[START Exercise material]

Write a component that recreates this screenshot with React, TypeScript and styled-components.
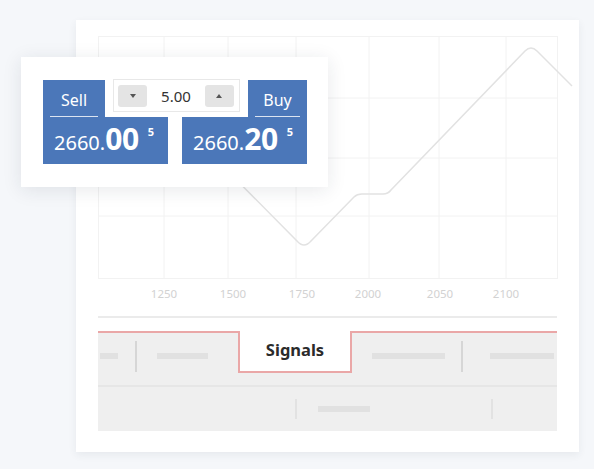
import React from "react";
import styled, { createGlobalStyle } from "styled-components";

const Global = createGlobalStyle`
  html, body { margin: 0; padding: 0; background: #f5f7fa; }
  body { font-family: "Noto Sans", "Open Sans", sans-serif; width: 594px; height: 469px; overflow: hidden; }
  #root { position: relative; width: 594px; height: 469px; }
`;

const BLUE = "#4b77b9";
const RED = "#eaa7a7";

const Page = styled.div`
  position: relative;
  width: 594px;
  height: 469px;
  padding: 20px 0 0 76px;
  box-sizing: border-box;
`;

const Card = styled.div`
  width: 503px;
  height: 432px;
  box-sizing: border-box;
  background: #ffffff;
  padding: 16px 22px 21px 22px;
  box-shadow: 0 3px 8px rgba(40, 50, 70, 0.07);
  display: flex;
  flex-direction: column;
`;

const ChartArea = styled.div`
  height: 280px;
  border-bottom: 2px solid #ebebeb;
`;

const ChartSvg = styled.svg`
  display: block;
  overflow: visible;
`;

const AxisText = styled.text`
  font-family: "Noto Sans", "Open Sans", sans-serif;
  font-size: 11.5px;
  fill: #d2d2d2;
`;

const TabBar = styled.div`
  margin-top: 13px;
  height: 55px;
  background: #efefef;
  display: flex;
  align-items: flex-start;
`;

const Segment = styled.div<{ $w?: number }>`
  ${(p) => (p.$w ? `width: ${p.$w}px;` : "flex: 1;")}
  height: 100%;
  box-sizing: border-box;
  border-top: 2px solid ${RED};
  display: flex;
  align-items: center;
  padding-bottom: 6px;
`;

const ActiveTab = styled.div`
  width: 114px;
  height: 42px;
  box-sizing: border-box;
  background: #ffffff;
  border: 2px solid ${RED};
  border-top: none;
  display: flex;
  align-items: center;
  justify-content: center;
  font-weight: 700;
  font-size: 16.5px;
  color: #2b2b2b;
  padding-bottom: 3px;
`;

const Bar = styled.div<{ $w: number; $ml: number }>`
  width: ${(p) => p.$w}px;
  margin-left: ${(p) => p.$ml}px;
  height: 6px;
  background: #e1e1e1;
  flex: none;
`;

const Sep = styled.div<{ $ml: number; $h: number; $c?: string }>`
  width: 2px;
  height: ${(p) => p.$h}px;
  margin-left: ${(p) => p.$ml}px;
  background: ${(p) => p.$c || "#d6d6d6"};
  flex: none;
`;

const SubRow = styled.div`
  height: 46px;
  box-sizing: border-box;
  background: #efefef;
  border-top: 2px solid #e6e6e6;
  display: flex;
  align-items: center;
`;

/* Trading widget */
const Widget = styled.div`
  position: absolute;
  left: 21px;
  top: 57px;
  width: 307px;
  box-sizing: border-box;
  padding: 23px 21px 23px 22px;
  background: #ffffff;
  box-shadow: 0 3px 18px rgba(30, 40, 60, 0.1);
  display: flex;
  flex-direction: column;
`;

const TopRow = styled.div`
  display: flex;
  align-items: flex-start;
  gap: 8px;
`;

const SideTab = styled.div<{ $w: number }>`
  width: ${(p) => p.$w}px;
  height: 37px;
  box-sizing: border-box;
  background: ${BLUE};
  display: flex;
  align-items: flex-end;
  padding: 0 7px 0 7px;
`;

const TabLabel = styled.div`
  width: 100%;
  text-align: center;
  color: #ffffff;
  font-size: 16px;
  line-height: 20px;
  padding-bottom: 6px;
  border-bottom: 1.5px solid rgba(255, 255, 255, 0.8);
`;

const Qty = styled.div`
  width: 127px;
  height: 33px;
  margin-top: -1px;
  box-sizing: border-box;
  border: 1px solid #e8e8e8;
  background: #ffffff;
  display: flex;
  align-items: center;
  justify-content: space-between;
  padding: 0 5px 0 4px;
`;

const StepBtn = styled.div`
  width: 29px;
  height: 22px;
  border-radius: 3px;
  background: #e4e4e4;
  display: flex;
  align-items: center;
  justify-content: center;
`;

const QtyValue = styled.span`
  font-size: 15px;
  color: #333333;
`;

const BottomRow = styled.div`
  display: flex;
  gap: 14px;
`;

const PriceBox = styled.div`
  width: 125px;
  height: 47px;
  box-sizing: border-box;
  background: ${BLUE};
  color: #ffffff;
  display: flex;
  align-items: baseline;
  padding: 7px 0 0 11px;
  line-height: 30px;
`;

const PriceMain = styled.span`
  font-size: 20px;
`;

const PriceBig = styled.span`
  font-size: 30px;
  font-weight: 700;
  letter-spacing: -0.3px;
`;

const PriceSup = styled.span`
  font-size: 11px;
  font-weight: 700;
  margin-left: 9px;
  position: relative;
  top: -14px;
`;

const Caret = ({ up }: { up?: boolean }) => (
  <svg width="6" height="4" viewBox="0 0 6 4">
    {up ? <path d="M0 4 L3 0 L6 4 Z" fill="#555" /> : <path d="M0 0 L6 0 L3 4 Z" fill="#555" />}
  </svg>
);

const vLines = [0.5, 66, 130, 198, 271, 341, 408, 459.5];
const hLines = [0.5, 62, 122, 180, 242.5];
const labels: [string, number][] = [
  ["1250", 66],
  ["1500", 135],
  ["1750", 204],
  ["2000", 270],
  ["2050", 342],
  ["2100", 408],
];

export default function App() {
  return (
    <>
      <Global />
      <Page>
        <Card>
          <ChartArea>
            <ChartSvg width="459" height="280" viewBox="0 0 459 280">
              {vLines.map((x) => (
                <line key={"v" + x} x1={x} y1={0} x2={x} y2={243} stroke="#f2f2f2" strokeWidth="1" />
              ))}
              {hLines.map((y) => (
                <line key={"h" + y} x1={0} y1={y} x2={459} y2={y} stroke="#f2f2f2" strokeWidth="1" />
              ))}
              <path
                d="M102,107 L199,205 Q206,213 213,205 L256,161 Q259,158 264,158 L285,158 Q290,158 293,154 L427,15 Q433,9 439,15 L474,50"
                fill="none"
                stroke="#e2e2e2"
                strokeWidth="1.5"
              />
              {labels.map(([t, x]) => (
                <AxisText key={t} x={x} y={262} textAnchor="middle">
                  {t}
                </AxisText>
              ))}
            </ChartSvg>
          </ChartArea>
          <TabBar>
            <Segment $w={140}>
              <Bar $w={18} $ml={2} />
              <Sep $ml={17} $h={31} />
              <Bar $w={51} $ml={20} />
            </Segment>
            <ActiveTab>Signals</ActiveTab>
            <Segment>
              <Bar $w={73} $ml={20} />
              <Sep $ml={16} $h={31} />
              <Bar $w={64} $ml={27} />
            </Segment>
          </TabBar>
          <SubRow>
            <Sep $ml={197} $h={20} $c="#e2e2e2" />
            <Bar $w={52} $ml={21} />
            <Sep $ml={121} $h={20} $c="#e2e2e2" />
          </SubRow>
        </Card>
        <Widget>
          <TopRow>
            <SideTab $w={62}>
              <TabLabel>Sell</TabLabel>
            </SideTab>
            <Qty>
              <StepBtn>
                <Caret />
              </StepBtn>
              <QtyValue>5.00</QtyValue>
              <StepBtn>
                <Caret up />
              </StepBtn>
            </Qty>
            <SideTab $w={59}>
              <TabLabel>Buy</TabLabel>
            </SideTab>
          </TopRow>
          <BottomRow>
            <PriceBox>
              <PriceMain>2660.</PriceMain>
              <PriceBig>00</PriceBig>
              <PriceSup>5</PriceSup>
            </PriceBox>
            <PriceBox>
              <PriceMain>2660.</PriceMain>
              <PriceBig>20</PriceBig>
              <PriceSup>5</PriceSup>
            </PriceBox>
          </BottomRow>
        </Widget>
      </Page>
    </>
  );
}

[END Exercise material]
[START Exercise material]

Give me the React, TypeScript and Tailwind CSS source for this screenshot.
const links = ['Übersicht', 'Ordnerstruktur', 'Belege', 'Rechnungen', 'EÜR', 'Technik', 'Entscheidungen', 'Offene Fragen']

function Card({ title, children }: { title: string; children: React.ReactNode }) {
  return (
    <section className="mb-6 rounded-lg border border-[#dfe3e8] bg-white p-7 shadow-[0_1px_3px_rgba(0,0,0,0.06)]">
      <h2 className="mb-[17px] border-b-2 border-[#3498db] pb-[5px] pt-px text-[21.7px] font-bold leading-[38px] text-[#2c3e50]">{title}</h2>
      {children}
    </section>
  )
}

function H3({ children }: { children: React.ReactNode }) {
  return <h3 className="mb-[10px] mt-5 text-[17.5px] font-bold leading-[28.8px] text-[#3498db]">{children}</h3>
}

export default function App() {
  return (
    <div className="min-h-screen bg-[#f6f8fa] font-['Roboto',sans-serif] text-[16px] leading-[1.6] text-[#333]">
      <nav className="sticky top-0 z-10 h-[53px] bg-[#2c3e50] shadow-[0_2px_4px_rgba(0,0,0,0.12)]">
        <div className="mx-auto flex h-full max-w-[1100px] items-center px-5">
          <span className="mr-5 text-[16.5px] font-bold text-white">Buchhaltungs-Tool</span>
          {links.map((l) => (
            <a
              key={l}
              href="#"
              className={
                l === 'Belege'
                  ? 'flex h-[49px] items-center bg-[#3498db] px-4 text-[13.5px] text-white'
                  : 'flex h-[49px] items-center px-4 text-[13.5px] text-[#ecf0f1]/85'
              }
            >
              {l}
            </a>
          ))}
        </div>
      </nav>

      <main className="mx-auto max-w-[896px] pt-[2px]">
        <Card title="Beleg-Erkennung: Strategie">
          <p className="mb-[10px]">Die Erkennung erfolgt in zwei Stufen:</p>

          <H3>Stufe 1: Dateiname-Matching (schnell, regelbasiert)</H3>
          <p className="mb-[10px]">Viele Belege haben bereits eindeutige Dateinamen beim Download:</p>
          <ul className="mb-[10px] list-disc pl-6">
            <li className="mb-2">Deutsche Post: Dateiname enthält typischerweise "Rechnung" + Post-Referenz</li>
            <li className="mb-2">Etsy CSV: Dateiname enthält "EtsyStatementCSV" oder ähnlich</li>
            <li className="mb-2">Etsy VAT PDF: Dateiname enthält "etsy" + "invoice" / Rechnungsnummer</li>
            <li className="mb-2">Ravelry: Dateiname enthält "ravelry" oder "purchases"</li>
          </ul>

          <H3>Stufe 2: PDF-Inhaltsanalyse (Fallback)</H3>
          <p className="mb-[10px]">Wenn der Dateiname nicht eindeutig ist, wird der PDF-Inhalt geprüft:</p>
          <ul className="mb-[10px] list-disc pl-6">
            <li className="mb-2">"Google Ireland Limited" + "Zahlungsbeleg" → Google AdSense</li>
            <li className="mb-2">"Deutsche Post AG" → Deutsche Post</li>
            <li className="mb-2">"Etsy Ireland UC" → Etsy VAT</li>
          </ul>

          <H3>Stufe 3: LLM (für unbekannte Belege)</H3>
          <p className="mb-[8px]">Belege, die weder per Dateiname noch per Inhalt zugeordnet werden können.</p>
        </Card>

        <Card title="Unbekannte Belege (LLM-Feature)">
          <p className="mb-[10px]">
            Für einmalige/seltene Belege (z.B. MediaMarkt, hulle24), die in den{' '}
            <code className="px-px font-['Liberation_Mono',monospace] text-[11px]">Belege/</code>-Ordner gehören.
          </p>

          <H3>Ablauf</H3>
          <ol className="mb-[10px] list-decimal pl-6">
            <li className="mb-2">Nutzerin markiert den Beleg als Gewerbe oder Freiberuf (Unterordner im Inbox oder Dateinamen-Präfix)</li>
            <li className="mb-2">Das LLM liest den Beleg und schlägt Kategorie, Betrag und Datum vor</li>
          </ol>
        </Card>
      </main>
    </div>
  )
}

[END Exercise material]

**Task statement**
Output exactly the lines running from the line containing "Give me the" through the line containing "in zwei Stufen:</p>", and only those lines.

**Task output**
Give me the React, TypeScript and Tailwind CSS source for this screenshot.
const links = ['Übersicht', 'Ordnerstruktur', 'Belege', 'Rechnungen', 'EÜR', 'Technik', 'Entscheidungen', 'Offene Fragen']

function Card({ title, children }: { title: string; children: React.ReactNode }) {
  return (
    <section className="mb-6 rounded-lg border border-[#dfe3e8] bg-white p-7 shadow-[0_1px_3px_rgba(0,0,0,0.06)]">
      <h2 className="mb-[17px] border-b-2 border-[#3498db] pb-[5px] pt-px text-[21.7px] font-bold leading-[38px] text-[#2c3e50]">{title}</h2>
      {children}
    </section>
  )
}

function H3({ children }: { children: React.ReactNode }) {
  return <h3 className="mb-[10px] mt-5 text-[17.5px] font-bold leading-[28.8px] text-[#3498db]">{children}</h3>
}

export default function App() {
  return (
    <div className="min-h-screen bg-[#f6f8fa] font-['Roboto',sans-serif] text-[16px] leading-[1.6] text-[#333]">
      <nav className="sticky top-0 z-10 h-[53px] bg-[#2c3e50] shadow-[0_2px_4px_rgba(0,0,0,0.12)]">
        <div className="mx-auto flex h-full max-w-[1100px] items-center px-5">
          <span className="mr-5 text-[16.5px] font-bold text-white">Buchhaltungs-Tool</span>
          {links.map((l) => (
            <a
              key={l}
              href="#"
              className={
                l === 'Belege'
                  ? 'flex h-[49px] items-center bg-[#3498db] px-4 text-[13.5px] text-white'
                  : 'flex h-[49px] items-center px-4 text-[13.5px] text-[#ecf0f1]/85'
              }
            >
              {l}
            </a>
          ))}
        </div>
      </nav>

      <main className="mx-auto max-w-[896px] pt-[2px]">
        <Card title="Beleg-Erkennung: Strategie">
          <p className="mb-[10px]">Die Erkennung erfolgt in zwei Stufen:</p>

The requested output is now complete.